AIM OF THE TASK: Scan the records below. List lines holding "TypeScript".
>>>
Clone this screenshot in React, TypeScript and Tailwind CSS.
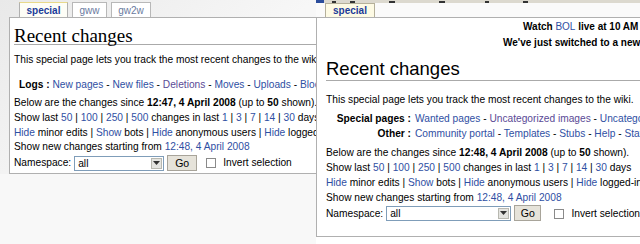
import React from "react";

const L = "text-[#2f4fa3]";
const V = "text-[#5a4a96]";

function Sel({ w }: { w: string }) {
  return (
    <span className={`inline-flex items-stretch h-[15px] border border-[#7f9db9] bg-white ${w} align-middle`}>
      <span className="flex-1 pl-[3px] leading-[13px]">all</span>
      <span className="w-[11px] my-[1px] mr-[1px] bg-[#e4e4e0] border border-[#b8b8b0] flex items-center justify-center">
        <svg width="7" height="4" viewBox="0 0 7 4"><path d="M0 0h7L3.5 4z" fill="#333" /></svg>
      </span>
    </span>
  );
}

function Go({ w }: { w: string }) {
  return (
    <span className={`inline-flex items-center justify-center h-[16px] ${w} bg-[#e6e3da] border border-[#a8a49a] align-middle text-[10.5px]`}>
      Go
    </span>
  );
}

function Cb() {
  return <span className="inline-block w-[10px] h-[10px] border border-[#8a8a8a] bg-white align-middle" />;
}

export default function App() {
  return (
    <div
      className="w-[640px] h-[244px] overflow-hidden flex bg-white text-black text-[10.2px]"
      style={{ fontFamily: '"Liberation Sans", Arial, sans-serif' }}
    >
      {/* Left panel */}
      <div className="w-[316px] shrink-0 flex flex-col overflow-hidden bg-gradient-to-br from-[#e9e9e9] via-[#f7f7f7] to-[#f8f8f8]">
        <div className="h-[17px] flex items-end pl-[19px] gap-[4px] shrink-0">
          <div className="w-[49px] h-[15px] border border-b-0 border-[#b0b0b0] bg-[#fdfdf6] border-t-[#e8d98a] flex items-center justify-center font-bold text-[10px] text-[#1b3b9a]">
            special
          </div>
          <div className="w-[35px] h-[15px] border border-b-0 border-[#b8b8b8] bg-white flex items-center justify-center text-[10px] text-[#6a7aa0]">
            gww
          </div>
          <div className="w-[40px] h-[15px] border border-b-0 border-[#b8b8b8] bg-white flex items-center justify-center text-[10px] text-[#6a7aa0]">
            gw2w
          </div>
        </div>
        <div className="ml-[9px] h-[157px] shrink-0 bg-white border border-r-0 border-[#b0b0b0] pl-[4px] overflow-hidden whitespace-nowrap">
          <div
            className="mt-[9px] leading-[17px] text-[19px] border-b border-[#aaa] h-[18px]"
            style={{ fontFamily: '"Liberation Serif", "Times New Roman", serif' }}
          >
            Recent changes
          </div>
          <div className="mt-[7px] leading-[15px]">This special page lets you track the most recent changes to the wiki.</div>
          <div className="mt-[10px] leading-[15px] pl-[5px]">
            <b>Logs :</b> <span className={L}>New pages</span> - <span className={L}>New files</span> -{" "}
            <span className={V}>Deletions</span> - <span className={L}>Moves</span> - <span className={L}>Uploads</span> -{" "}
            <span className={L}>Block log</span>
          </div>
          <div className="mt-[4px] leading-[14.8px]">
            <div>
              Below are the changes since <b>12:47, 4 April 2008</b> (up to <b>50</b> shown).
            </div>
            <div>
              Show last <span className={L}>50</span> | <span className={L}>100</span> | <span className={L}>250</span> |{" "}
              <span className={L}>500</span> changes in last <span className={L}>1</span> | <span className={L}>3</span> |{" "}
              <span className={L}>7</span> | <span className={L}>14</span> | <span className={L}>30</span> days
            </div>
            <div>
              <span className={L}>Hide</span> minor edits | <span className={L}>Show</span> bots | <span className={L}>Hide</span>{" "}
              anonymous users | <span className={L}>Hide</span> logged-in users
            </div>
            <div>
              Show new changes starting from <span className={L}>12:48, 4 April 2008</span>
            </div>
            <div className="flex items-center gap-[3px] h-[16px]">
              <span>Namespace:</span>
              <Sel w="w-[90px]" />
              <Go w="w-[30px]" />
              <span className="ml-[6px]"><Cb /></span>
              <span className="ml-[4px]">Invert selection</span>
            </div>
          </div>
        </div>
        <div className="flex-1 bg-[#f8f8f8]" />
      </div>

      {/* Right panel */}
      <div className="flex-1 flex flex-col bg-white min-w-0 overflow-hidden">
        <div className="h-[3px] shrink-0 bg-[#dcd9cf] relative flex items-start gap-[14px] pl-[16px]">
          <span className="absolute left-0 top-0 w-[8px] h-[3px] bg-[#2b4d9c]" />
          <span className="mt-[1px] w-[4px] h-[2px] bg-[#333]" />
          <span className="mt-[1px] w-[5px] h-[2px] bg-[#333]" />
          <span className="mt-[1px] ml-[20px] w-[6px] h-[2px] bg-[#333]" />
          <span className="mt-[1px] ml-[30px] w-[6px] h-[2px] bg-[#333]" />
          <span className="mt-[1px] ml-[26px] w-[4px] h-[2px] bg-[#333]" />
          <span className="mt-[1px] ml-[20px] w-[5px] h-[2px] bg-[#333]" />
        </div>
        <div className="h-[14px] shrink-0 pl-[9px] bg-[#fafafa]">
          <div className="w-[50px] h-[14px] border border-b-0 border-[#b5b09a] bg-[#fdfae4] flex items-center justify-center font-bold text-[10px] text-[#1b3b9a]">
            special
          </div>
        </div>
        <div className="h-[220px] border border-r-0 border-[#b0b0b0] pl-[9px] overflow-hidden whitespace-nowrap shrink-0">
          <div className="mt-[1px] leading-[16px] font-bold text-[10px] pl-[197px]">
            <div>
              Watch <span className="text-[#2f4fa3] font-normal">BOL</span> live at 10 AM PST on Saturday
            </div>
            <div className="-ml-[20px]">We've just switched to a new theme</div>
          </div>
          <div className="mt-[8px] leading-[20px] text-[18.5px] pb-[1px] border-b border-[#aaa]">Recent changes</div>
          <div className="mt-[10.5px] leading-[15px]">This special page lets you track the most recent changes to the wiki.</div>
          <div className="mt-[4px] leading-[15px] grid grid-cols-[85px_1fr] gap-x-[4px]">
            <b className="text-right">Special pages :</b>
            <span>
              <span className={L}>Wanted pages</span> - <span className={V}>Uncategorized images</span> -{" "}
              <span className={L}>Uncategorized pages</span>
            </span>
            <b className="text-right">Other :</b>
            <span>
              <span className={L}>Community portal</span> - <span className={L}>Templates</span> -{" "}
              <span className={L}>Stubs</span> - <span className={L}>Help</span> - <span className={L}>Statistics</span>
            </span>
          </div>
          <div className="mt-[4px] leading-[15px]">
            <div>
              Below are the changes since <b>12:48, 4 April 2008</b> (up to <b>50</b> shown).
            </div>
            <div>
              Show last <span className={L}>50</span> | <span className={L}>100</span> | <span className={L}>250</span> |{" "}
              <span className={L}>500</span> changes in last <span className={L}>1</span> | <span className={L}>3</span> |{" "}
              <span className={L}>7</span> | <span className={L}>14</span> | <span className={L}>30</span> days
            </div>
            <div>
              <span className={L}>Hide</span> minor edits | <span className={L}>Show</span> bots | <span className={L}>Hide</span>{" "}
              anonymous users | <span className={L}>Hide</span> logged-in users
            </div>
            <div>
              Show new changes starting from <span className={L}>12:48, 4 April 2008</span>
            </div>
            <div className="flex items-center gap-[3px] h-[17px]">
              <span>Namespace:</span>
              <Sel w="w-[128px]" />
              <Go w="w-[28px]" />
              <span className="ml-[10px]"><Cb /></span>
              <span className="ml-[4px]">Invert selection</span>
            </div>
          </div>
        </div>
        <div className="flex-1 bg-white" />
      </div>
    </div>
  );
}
<<<
>>>
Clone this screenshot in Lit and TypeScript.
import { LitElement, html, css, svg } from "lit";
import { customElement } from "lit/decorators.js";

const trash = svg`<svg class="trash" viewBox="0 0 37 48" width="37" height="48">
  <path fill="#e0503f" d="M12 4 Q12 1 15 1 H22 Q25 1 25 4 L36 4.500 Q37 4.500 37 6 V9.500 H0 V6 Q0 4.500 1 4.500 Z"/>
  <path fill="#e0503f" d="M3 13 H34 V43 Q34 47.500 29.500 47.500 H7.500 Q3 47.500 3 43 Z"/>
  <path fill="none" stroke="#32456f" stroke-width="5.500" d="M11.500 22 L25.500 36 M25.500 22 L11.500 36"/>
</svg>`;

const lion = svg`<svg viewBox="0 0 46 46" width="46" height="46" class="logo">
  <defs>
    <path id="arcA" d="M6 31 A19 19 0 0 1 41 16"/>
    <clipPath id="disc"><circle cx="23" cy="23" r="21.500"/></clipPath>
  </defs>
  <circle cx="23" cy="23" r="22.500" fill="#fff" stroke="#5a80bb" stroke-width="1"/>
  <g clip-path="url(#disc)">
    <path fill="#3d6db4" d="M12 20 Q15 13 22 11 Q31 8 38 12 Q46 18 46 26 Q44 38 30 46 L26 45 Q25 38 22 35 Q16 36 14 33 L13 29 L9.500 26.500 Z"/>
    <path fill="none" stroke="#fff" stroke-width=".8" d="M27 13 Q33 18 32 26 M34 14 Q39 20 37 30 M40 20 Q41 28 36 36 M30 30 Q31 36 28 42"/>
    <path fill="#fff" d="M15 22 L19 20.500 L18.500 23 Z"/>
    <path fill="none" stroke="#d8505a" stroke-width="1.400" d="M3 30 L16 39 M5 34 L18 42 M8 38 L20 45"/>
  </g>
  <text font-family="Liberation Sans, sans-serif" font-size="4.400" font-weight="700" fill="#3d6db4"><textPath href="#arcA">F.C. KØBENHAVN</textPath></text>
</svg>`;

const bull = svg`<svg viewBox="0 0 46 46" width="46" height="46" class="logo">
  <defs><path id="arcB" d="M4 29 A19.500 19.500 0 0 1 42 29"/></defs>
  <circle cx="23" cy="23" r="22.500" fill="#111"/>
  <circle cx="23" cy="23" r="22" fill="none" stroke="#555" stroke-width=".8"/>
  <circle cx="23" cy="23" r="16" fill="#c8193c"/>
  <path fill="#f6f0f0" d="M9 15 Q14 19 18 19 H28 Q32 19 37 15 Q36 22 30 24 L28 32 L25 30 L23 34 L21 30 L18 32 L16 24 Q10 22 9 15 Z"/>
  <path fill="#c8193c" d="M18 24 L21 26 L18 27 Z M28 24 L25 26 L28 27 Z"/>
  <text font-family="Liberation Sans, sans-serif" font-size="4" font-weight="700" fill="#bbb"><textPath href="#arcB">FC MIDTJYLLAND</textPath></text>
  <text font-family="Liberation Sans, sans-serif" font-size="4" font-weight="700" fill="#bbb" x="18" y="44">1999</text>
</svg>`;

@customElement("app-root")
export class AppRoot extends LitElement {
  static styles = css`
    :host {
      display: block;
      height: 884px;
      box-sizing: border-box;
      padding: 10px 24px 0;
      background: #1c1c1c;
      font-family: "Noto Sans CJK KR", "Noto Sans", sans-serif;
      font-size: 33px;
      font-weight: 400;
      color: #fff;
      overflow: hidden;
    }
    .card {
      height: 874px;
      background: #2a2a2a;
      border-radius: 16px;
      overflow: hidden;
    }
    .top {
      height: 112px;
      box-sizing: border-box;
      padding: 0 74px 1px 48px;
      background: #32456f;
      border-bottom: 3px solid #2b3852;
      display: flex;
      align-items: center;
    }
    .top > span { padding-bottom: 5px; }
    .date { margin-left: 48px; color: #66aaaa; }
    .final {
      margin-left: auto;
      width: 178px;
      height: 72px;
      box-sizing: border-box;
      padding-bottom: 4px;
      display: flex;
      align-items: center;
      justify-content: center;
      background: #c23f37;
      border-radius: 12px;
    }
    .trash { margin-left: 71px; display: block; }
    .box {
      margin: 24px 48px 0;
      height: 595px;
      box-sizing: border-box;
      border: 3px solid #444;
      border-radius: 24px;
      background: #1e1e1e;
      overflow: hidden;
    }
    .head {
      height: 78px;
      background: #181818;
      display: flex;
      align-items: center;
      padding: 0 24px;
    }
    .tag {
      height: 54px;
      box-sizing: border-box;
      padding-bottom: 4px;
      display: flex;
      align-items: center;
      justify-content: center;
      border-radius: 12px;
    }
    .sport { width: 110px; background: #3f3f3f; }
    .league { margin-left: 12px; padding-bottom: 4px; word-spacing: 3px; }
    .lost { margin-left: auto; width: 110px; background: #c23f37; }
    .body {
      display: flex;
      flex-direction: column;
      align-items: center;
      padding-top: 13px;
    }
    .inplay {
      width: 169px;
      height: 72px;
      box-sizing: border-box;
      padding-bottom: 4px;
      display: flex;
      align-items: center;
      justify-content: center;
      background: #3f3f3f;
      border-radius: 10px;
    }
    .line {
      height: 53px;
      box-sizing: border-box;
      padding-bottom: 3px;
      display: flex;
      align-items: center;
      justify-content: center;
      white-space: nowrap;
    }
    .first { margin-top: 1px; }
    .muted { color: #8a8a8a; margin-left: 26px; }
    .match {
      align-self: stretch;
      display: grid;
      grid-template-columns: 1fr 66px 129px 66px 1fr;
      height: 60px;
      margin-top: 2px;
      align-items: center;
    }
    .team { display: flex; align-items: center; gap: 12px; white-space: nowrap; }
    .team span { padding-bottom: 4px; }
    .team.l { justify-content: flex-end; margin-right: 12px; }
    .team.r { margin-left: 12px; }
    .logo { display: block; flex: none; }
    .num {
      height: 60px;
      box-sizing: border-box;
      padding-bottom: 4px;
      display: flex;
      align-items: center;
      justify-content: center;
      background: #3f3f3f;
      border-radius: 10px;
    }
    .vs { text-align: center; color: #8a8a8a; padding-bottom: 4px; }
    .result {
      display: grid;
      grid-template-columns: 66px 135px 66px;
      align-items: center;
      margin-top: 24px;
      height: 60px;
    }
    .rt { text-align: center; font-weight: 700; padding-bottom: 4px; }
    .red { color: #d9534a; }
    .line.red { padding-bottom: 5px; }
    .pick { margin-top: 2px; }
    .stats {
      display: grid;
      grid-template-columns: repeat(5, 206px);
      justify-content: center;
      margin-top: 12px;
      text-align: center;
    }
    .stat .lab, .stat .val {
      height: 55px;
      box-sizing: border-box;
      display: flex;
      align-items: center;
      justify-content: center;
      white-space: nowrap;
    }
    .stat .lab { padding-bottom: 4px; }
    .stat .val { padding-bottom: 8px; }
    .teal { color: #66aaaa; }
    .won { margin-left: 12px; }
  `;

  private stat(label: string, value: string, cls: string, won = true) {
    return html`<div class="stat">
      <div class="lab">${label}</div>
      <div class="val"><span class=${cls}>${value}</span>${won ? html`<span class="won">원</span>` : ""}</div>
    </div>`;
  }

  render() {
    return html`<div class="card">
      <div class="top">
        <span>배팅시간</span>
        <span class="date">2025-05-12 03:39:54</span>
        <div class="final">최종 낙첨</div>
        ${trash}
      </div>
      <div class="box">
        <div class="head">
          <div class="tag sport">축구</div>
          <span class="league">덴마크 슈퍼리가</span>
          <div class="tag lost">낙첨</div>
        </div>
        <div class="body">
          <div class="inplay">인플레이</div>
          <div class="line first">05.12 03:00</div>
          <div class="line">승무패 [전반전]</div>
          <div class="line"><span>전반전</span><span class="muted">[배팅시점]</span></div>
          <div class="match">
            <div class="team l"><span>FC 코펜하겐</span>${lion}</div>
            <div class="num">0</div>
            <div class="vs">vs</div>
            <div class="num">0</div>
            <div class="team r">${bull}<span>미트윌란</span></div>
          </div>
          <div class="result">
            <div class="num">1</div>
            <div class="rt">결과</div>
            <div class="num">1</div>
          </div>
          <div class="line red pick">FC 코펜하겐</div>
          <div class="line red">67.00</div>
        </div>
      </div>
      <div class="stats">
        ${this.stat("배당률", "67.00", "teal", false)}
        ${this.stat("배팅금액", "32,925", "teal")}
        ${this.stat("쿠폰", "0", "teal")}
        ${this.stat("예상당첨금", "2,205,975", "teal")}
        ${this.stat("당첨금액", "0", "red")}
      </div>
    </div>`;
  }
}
<<<
TASK ANSWER:
Clone this screenshot in React, TypeScript and Tailwind CSS.
Clone this screenshot in Lit and TypeScript.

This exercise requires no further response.